Early on a June morning in 2023, my colleagues and I drove down a bumpy dirt road north of Kyiv in Ukraine. The Ukrainian Armed Forces were conducting training exercises nearby, and mortar shells arced through the sky. We arrived at a vast field for a technology demonstration set up by the United Nations. Across the 25-hectare field—that’s about the size of 62 American football fields—the U.N. workers had scattered 50 to 100 inert mines and other ordnance. Our task was to fly our drone over the area and use our machine learning software to detect as many as possible. And we had to turn in our results within 72 hours.

The scale was daunting: The area was 10 times as large as anything we’d attempted before with our drone demining startup,
Safe Pro AI. My cofounder Gabriel Steinberg and I used flight-planning software to program a drone to cover the whole area with some overlap, taking photographs the whole time. It ended up taking the drone 5 hours to complete its task, and it came away with more than 15,000 images. Then we raced back to the hotel with the data it had collected and began an all-night coding session.

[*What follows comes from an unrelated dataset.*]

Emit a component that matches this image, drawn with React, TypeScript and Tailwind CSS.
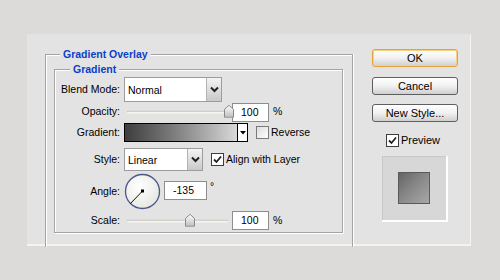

We were happy to see that our custom machine learning model took only about 2 hours to crunch through all the visual data and identify potential mines and ordnance. But constructing a map for the full area that included the specific coordinates of all the detected mines in under 72 hours was simply not possible with any reasonable computational resources. The following day (which happened to coincide with the short-lived
Wagner Group rebellion), we rewrote our algorithms so that our system mapped only the locations where suspected land mines were identified—a more scalable solution for our future work.

In the end we detected 74 mines and ordnance scattered across the surface of that enormous field, and the U.N. deemed our results impressive enough to invite us back for a second round of demonstrations. While we were in Ukraine, we also demonstrated our technology for the
State Special Transportation Service, a branch of the Ukrainian military responsible for keeping roads and bridges open.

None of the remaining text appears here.